Using Kafka for Event Sourcing

Hi,

after having read
http://engineering.linkedin.com/distributed-systems/log-what-every-software-engineer-should-know-about-real-time-datas-unifying,
I am considering Kafka for an application build around CQRS and Event
Sourcing.

Disclaimer: I read the documentation but do not have any experience with
Kafka at this time.

In that constellation, the queried state is build by applying every events
from the beginning.
It is also important:
- that all events are ordered, at least per entity
- that all events are stored (no deletion) OR that events are compacted in
such a way that the final state stays the same

Questions:
- I read that Kafka can delete events based on time or on disk usage. Is it
possible to completely deactivate events deletion? (without using log
compaction, this is my next questions)

Kafka can also compact log (
https://cwiki.apache.org/confluence/display/KAFKA/Log+Compaction and
http://kafka.apache.org/documentation.html#compaction).
- How can we structure all events to that the final state stays the same?

For example, if I have the following events:
- create user 456
- for user 456, set email "email1@dns"
- for user 456, set email "email2@dns"

The log compaction should keep the user creation and the last email setting.
Should I set events like that:
- id "user-456-creation": create user 456
- id "user-456-email-set": for user 456, set email "email1@dns"
- id "user-456-email-set": for user 456, set email "email2@dns"

- Can we provide a custom log compaction logic?

If somebody is using Kafka for this purpose, I'd be glad to hear some
return of experience.

Cheers,
Yann

Re: Using Kafka for Event Sourcing

Posted by Yann Simon <ya...@gmail.com>.
up, as I am not sure you receive this email.

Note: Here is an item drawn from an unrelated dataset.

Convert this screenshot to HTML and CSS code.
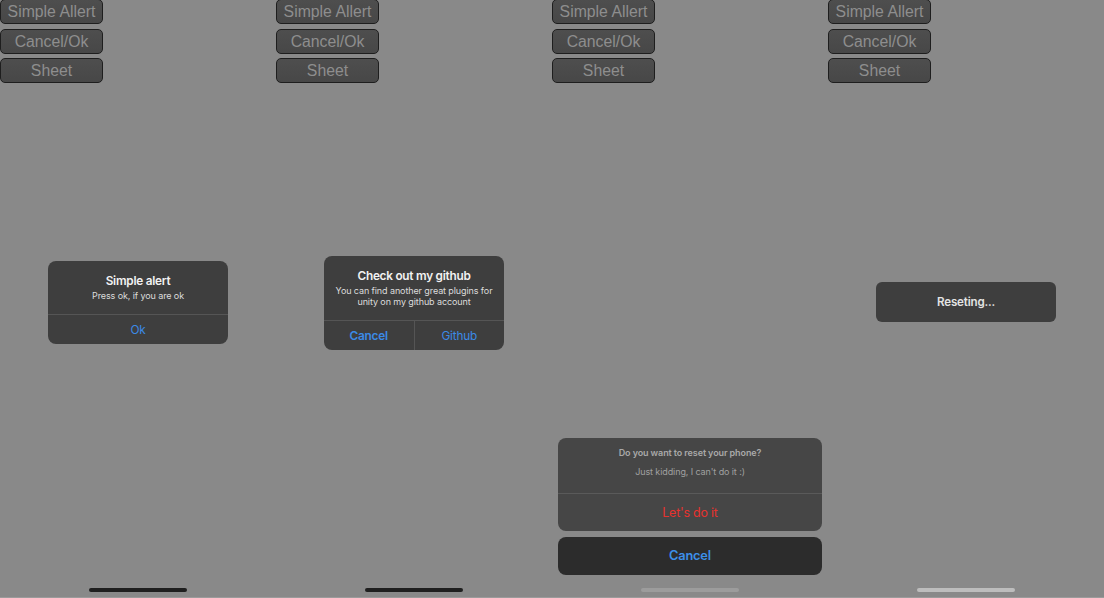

Le Sun Jan 11 2015 at 5:34:17 PM, Yann Simon <ya...@gmail.com> a
écrit :

> Hi,
>
> after having read
> http://engineering.linkedin.com/distributed-systems/log-what-every-software-engineer-should-know-about-real-time-datas-unifying,
> I am considering Kafka for an application build around CQRS and Event
> Sourcing.
>
> Disclaimer: I read the documentation but do not have any experience with
> Kafka at this time.
>
> In that constellation, the queried state is build by applying every events
> from the beginning.
> It is also important:
> - that all events are ordered, at least per entity
> - that all events are stored (no deletion) OR that events are compacted in
> such a way that the final state stays the same
>
> Questions:
> - I read that Kafka can delete events based on time or on disk usage. Is
> it possible to completely deactivate events deletion? (without using log
> compaction, this is my next questions)
>
> Kafka can also compact log (
> https://cwiki.apache.org/confluence/display/KAFKA/Log+Compaction and
> http://kafka.apache.org/documentation.html#compaction).
> - How can we structure all events to that the final state stays the same?
>
> For example, if I have the following events:
> - create user 456
> - for user 456, set email "email1@dns"
> - for user 456, set email "email2@dns"
>
> The log compaction should keep the user creation and the last email
> setting.
> Should I set events like that:
> - id "user-456-creation": create user 456
> - id "user-456-email-set": for user 456, set email "email1@dns"
> - id "user-456-email-set": for user 456, set email "email2@dns"
>
> - Can we provide a custom log compaction logic?
>
> If somebody is using Kafka for this purpose, I'd be glad to hear some
> return of experience.
>
> Cheers,
> Yann
>
>

Re: Using Kafka for Event Sourcing

Posted by Jay Kreps <ja...@confluent.io>.
Hey Yann,

Yes, you can just make the retention infinite which will disable any
deletion.

What you describe with compaction might work, but wasn't exactly the
intention.

This type of event logging can work two ways: you can log the "command" or
you can log the result of the command. In databases this is sometimes
referred to as logical and physical logging.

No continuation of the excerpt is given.